Gift-exchange in Society and the Social Integration of Refugees: Evidence from a Field, a Laboratory, and a Survey Experiment
in: IWH Discussion Papers, Nr. 17, 2019
Refugee integration requires broad support from the host society, but only a minority of the host population is actively engaged. Given that most individuals reciprocate kind behaviour, we examine the idea that the proportion of supporters will increase as a reciprocal response to refugees’ contributions to society through volunteering. Our nationwide survey experiment shows that citizens’ intentions to contribute time and money rise significantly when they learn about refugees’ pro-social activities. Importantly, this result holds for individuals who have not been in contact with refu-gees.
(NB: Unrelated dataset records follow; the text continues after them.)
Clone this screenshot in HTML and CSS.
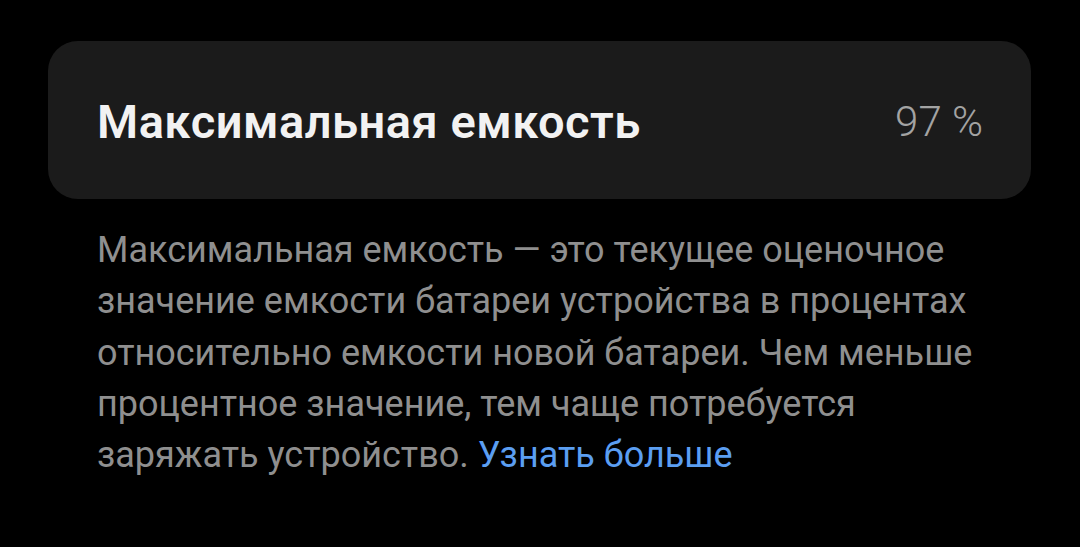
FILE: index.html
```html
<!DOCTYPE html>
<html lang="ru">
<head>
<meta charset="utf-8">
<link rel="stylesheet" href="styles.css">
</head>
<body>
<main class="page">
  <section class="card">
    <span class="card-title">Максимальная емкость</span>
    <span class="card-value">97 %</span>
  </section>
  <p class="desc">Максимальная емкость — это текущее оценочное значение емкости батареи устройства в процентах относительно емкости новой батареи. Чем меньше процентное значение, тем чаще потребуется заряжать устройство. <a class="link" href="#">Узнать больше</a></p>
</main>
</body>
</html>
```
FILE: styles.css
```css
html, body {
  margin: 0;
  padding: 0;
  background: #000;
  height: 100%;
}
.page {
  padding: 41px 49px 0 48px;
  font-family: Roboto, "Noto Sans", sans-serif;
}
.card {
  height: 158px;
  box-sizing: border-box;
  background: #1b1b1b;
  border-radius: 30px;
  display: flex;
  align-items: center;
  justify-content: space-between;
  padding: 2px 48px 0 49px;
}
.card-title {
  color: #f2f2f2;
  font-size: 47px;
  font-weight: 600;
  letter-spacing: 0.5px;
}
.card-value {
  color: #a3a3a3;
  font-size: 42px;
  font-weight: 300;
}
.desc {
  margin: 26px 0 0 49px;
  width: 890px;
  color: #8f8f8f;
  font-size: 36px;
  line-height: 51.3px;
}
.link {
  color: #5b9ef2;
  text-decoration: none;
}
```
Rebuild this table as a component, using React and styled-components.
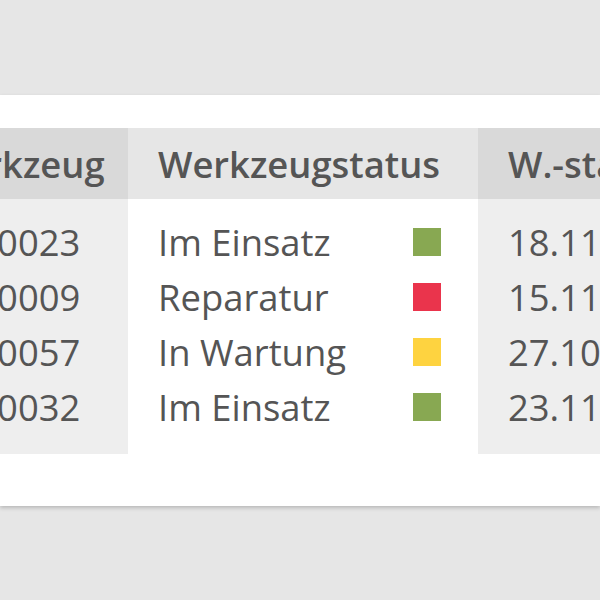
import React from "react";
import styled, { createGlobalStyle } from "styled-components";

const GlobalStyle = createGlobalStyle`
  html, body {
    margin: 0;
    padding: 0;
    background: #e6e6e6;
    font-family: "Open Sans", "Noto Sans", sans-serif;
  }
`;

const Page = styled.div`
  width: 600px;
  height: 600px;
  padding-top: 95px;
  box-sizing: border-box;
  overflow: hidden;
`;

const Card = styled.div`
  height: 411px;
  background: #ffffff;
  box-shadow: 0 2px 4px rgba(0, 0, 0, 0.2);
  padding-top: 33px;
  box-sizing: border-box;
  overflow: hidden;
`;

const Table = styled.div`
  display: flex;
  margin-left: -99px;
`;

const Column = styled.div`
  width: ${props => props.width}px;
  flex: none;
  display: flex;
  flex-direction: column;
`;

const Head = styled.div`
  height: 71px;
  display: flex;
  align-items: center;
  padding: 0 30px;
  background: ${props => (props.dark ? "#d9d9d9" : "#e6e6e6")};
  color: #555555;
  font-size: 36.4px;
  font-weight: 600;
  white-space: nowrap;
`;

const Body = styled.div`
  padding: 15px 37px 20px 30px;
  background: ${props => (props.dark ? "#eeeeee" : "#ffffff")};
`;

const Row = styled.div`
  height: 55px;
  display: flex;
  align-items: center;
  justify-content: space-between;
  color: #555555;
  font-size: 36.4px;
  white-space: nowrap;
`;

const Swatch = styled.span`
  width: 28px;
  height: 28px;
  background: ${props => props.color};
`;

const rows = [
  { id: "W-00023", status: "Im Einsatz", color: "#88a852", date: "18.11.2019" },
  { id: "W-00009", status: "Reparatur", color: "#ea344c", date: "15.11.2019" },
  { id: "W-00057", status: "In Wartung", color: "#fed340", date: "27.10.2019" },
  { id: "W-00032", status: "Im Einsatz", color: "#88a852", date: "23.11.2019" },
];

export default function App() {
  return (
    <Page>
      <GlobalStyle />
      <Card>
        <Table>
          <Column width={227}>
            <Head dark>Werkzeug</Head>
            <Body dark>
              {rows.map(r => (
                <Row key={r.id}>{r.id}</Row>
              ))}
            </Body>
          </Column>
          <Column width={350}>
            <Head>Werkzeugstatus</Head>
            <Body>
              {rows.map(r => (
                <Row key={r.id}>
                  {r.status}
                  <Swatch color={r.color} />
                </Row>
              ))}
            </Body>
          </Column>
          <Column width={300}>
            <Head dark>W.-stand</Head>
            <Body dark>
              {rows.map(r => (
                <Row key={r.id}>{r.date}</Row>
              ))}
            </Body>
          </Column>
        </Table>
      </Card>
    </Page>
  );
}
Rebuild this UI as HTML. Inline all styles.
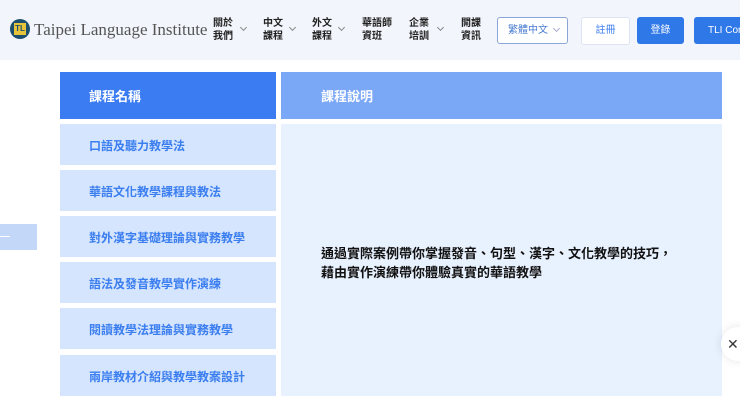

We complement this investigation with experiments in the lab and the field that confirm our findings for actual behaviour.
Crowdsourced Innovation: How Community Managers Affect Crowd Activities
in: IWH Discussion Papers, Nr. 13, 2018
In this study, we investigate whether and to what extent community managers in online collaborative communities can stimulate crowd activities through their engagement. Using a novel data set of 22 large online idea crowdsourcing campaigns, we find that active engagement of community managers positively affects crowd activities in an inverted U-shaped manner. Moreover, we evidence that intellectual stimulation by managers increases community participation, while individual consideration of users has no impact on user activities. Finally, the data reveal that community manager activities that require more effort, such as media file uploads instead of simple written comments, have a larger effect on crowd participation.